Neste espaço pode ainda ver a coleção malacológica de Marciano Azuaga, composta por um conjunto de conchas de todo o mundo e também de búzios, e ainda algumas exposições temporárias de fotografia ou pintura de diferentes autores que retratam esta vila pelos seus olhos. Até 9 de novembro está patente a exposição de aguarelas “Afurada, o Povo e o Mar”, de Américo Gonçalves

O coordenador do Centro Interpretativo acredita que, num contexto de mudança económica da Afurada, muito mais voltada para o turismo, o centro ganha ainda mais relevância como elemento de preservação das memórias e da identidade dos afuradenses. “O museu é o interface entre quem vem de fora e quem vive aqui, para que quem nos visita se sinta um bocadinho parte da comunidade. Um dos nossos principais objetivos é conseguir transmitir a outras gerações aquilo que nos foi legado pelas gerações anteriores, principalmente no que diz respeito à pesca”, conclui.

O centro está aberto todos os dias, incluindo fins de semana e feriados, tem entrada gratuita e muitas atividades para os miúdos e para toda a família, como as horas do conto ou a exibição de filmes.

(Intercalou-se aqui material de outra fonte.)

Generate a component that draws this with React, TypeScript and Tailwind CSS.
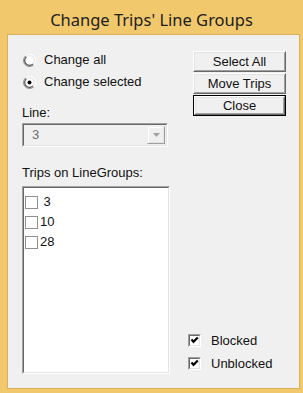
import React from 'react';

const sunkenOuter = 'border border-t-[#a0a0a0] border-l-[#a0a0a0] border-b-white border-r-white';
const sunkenInner = 'border border-t-[#696969] border-l-[#696969] border-b-[#e3e3e3] border-r-[#e3e3e3]';

function Radio({ checked, label }: { checked: boolean; label: string }) {
  return (
    <div className="flex h-[22px] items-center">
      <svg width="13" height="13" viewBox="0 0 13 13" className="ml-px shrink-0">
        <circle cx="6.5" cy="6.5" r="6" fill="none" stroke="#909090" strokeWidth="1" strokeDasharray="19 19" transform="rotate(45 6.5 6.5)" />
        <circle cx="6.5" cy="6.5" r="6" fill="none" stroke="#ffffff" strokeWidth="1" strokeDasharray="0 19 19" transform="rotate(45 6.5 6.5)" />
        <circle cx="6.5" cy="6.5" r="5" fill="#ffffff" />
        <circle cx="6.5" cy="6.5" r="4.8" fill="none" stroke="#505050" strokeWidth="1.2" strokeDasharray="15.1 15.1" transform="rotate(45 6.5 6.5)" />
        <circle cx="6.5" cy="6.5" r="4.8" fill="none" stroke="#e3e3e3" strokeWidth="1" strokeDasharray="0 15.1 15.1" transform="rotate(45 6.5 6.5)" />
        {checked && <circle cx="6.5" cy="6.5" r="2" fill="#000000" />}
      </svg>
      <span className="ml-[8px]">{label}</span>
    </div>
  );
}

function Check3D({ label }: { label: string }) {
  return (
    <div className="flex h-[23px] items-center">
      <div className={`h-[13px] w-[13px] ${sunkenOuter}`}>
        <div className={`flex h-full w-full items-center justify-center bg-white ${sunkenInner}`}>
          <svg width="9" height="9" viewBox="0 0 9 9">
            <path d="M1.5 3.5 L3.5 5.8 L7.8 1.5" fill="none" stroke="#000" strokeWidth="2.2" />
          </svg>
        </div>
      </div>
      <span className="ml-[10px]">{label}</span>
    </div>
  );
}

function WinButton({ label, isDefault }: { label: string; isDefault?: boolean }) {
  const face = (
    <div className="h-full w-full border border-t-white border-l-white border-b-[#696969] border-r-[#696969]">
      <div className="flex h-full w-full items-center justify-center border border-t-[#e3e3e3] border-l-[#e3e3e3] border-b-[#a0a0a0] border-r-[#a0a0a0] bg-[#f0f0f0]">
        {label}
      </div>
    </div>
  );
  return (
    <div className={`h-[21px] w-[93px] ${isDefault ? 'border border-black' : ''}`}>{face}</div>
  );
}

export default function App() {
  const trips = [' 3', '10', '28'];

  return (
    <div className="flex h-[393px] w-[303px] flex-col bg-[#f1c96c] text-[13px] text-[#111] [font-family:'Liberation_Sans',Arial,sans-serif]">
      <div className="flex h-[34px] items-center justify-center pt-[6px] text-[16.5px] text-[#202020] [font-family:'Noto_Sans',sans-serif]">
        Change Trips' Line Groups
      </div>

      <div className="mb-[4px] ml-[7px] mr-[3px] flex flex-1 border border-[#d7b15c] bg-[#f0f0f0]">
        {/* left column */}
        <div className="flex w-[162px] flex-col pl-[14px]">
          <div className="mt-[14px]">
            <Radio checked={false} label="Change all" />
            <Radio checked label="Change selected" />
          </div>

          <div className="mt-[13px] h-[14px] leading-[14px]">Line:</div>

          <div className={`mt-[3px] h-[24px] w-[146px] ${sunkenOuter}`}>
            <div className={`flex h-full w-full items-center ${sunkenInner} bg-[#f0f0f0]`}>
              <span className="flex-1 pl-[8px] text-[#6d6d6d]">3</span>
              <div className="mr-px h-[18px] w-[18px] border border-t-[#f0f0f0] border-l-[#f0f0f0] border-b-[#a0a0a0] border-r-[#a0a0a0]">
                <div className="flex h-full w-full items-center justify-center border border-t-white border-l-white border-b-[#e3e3e3] border-r-[#e3e3e3]">
                  <svg width="7" height="4" viewBox="0 0 7 4">
                    <path d="M0 0 H7 L3.5 4 Z" fill="#a0a0a0" />
                  </svg>
                </div>
              </div>
            </div>
          </div>

          <div className="mt-[19px] h-[14px] leading-[14px]">Trips on LineGroups:</div>

          <div className={`mt-[6px] h-[188px] w-[148px] ${sunkenOuter}`}>
            <div className={`h-full w-full bg-white pt-[4px] ${sunkenInner}`}>
              {trips.map((t) => (
                <div key={t} className="flex h-[20px] items-center pl-[1px]">
                  <div className="h-[13px] w-[13px] border border-[#8f8f8f] bg-white" />
                  <span className="ml-[2px] whitespace-pre">{t}</span>
                </div>
              ))}
            </div>
          </div>
        </div>

        {/* right column */}
        <div className="flex flex-1 flex-col justify-between pb-[13px] pl-[18px]">
          <div className="ml-[5px] mt-[16px] flex flex-col gap-px">
            <WinButton label="Select All" />
            <WinButton label="Move Trips" />
            <WinButton label="Close" isDefault />
          </div>
          <div>
            <Check3D label="Blocked" />
            <Check3D label="Unblocked" />
          </div>
        </div>
      </div>
    </div>
  );
}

Motivos de sobra para visitar a Afurada, terra de pescadores e de peixe fresco servido nos restaurantes locais – mais recentemente foi inaugurado o Mercado da Afurada – e a ofertas na restauração foram reforçadas com os novos restaurantes “Armazém do Peixe” e o “Madureira’s” . Termine o passeio a ver o por do sol na Douro Marina ou apanhe o barco Flôr do Gás, que faz a travessia entre a Afurada e Massarelos e desfrute da vista maravilhosa sobre o rio.